Game of Thrones star: ‘Thanks to my grandparents, I’m here today’

Laura Pradelska, who played Quaithe in hit HBO series, reveals incredible tale of survival ahead of Yom HaShoah event

Game of Thrones star Laura Pradelska has paid tribute to the “resilience, strength and courage” of her grandparents, who all survived the Holocaust, ahead of this year’s Yom Hashoah commemoration.

The actress, who starred as Quaithe in the hit HBO series, has been invited to address the audience at the Allianz stadium on Sunday, as part of this year’s theme, Women’s Resistance.

Speaking to Jewish News this week, the German-born actress revealed how her father’s mother, Klara Stern, was married just before the war and gave birth to her first child while living in a labour camp in Nowy Sacz, Poland.

One day, after returning from a forced-labour factory, Klara discovered both her parents and her seven-month-old son had been murdered by the Nazis. She was later separated from her husband and deported to Auschwitz, before being forced onto a death march.

When the war ended, Klara found only eight of more than 120 family members had survived the war. She later remarried a fellow Holocaust survivor, Henry Pradelski.

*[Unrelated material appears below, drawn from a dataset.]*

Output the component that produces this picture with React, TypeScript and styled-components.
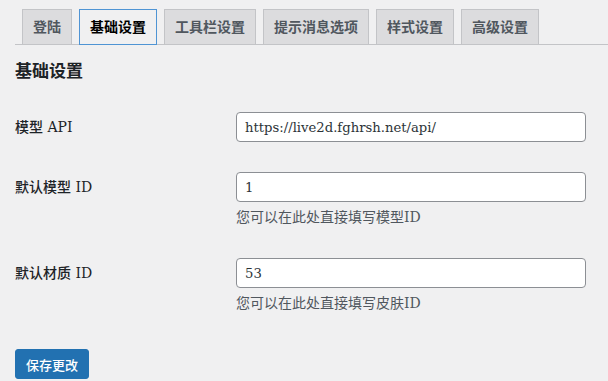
import * as React from 'react';
import styled, { createGlobalStyle } from 'styled-components';

const GlobalStyle = createGlobalStyle`
  html, body {
    margin: 0;
    padding: 0;
    background: #f0f0f1;
  }
  body {
    font-family: "DejaVu Serif", "Noto Sans CJK SC", serif;
    color: #1d2327;
    font-size: 14px;
  }
`;

const Page = styled.div`
  padding: 0 0 0 15px;
`;

const TabBar = styled.nav`
  display: flex;
  gap: 7px;
  padding: 9px 0 0 7px;
  border-bottom: 1px solid #c3c4c7;
`;

const Tab = styled.a<{ $active?: boolean }>`
  display: block;
  margin-bottom: -1px;
  padding: 5px 10px;
  line-height: 24px;
  font-family: "Liberation Sans", "Noto Sans CJK SC", sans-serif;
  font-size: 14px;
  font-weight: 600;
  text-decoration: none;
  border: 1px solid ${(p) => (p.$active ? '#4f94d4' : '#c3c4c7')};
  background: ${(p) => (p.$active ? '#f0f0f1' : '#dcdcde')};
  color: ${(p) => (p.$active ? '#000' : '#50575e')};
`;

const Heading = styled.h2`
  margin: 14px 0 14px;
  font-size: 17px;
  line-height: 24px;
  font-weight: 600;
  color: #1d2327;
`;

const FormRow = styled.div`
  display: grid;
  grid-template-columns: 221px 350px;
  padding: 15px 0;
`;

const Label = styled.label`
  line-height: 30px;
  font-weight: 500;
  color: #1d2327;
`;

const Field = styled.div`
  display: flex;
  flex-direction: column;
`;

const TextInput = styled.input`
  box-sizing: border-box;
  width: 350px;
  height: 30px;
  padding: 0 8px;
  font-family: "DejaVu Serif", "Noto Sans CJK SC", serif;
  font-size: 13.2px;
  color: #2c3338;
  background: #fff;
  border: 1px solid #8c8f94;
  border-radius: 4px;
  outline: none;
`;

const Description = styled.p`
  margin: 5px 0 0;
  line-height: 21px;
  color: #50575e;
`;

const SubmitButton = styled.button`
  margin-top: 20px;
  height: 30px;
  padding: 0 10px;
  font-family: "Liberation Sans", "Noto Sans CJK SC", sans-serif;
  font-size: 13px;
  font-weight: 500;
  color: #fff;
  background: #2271b1;
  border: 1px solid #2271b1;
  border-radius: 3px;
`;

const tabs = ['登陆', '基础设置', '工具栏设置', '提示消息选项', '样式设置', '高级设置'];

const rows = [
  { label: '模型 API', value: 'https://live2d.fghrsh.net/api/' },
  { label: '默认模型 ID', value: '1', hint: '您可以在此处直接填写模型ID' },
  { label: '默认材质 ID', value: '53', hint: '您可以在此处直接填写皮肤ID' },
];

export default function App() {
  return (
    <Page>
      <GlobalStyle />
      <TabBar>
        {tabs.map((t) => (
          <Tab key={t} $active={t === '基础设置'}>
            {t}
          </Tab>
        ))}
      </TabBar>
      <Heading>基础设置</Heading>
      {rows.map((r) => (
        <FormRow key={r.label}>
          <Label>{r.label}</Label>
          <Field>
            <TextInput defaultValue={r.value} />
            {r.hint && <Description>{r.hint}</Description>}
          </Field>
        </FormRow>
      ))}
      <SubmitButton>保存更改</SubmitButton>
    </Page>
  );
}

Her maternal grandmother, Esther Schultz, also survived the Holocaust, having managed to secure forged Aryan papers because of her “beautiful blond, blue-eyed looks and the ability to speak Polish without a Yiddish accent”.

Laura Pradelska’s mother, Minka, in the centre, with her sisters Eva and Naomi, and parents Meir and Esther

She was able to smuggle food into the ghetto for her family and later, at much personal risk, saved the lives of her sister and her two young nieces. While Naomi was placed in a convent, Eva was raised by a childless Christian woman.

“After the war, my grandmother went back and found everyone had been killed except those two little girls and her sister.”

Esther adopted the girls and later met her husband, Meir, who raised the girls as his own, alongside Pradelska’s mother, Minka.

“It was through my grandmother’s heroic and intuitive decisions that they survived,” said Pradelska, adding the need to keep these stories alive has become all the more urgent.

“I’m third generation and I’m concerned fourth and fifth generations won’t know, won’t remember and won’t meet survivors. These stories are what help shape us as Jews, this is who we are.

“Due to the survival of my grandparents and their resilience, strength and courage, I’m here today. It’s an important story for anyone to hear, especially in times of genocide, racism, and anti-Semitism, just how such things can happen.”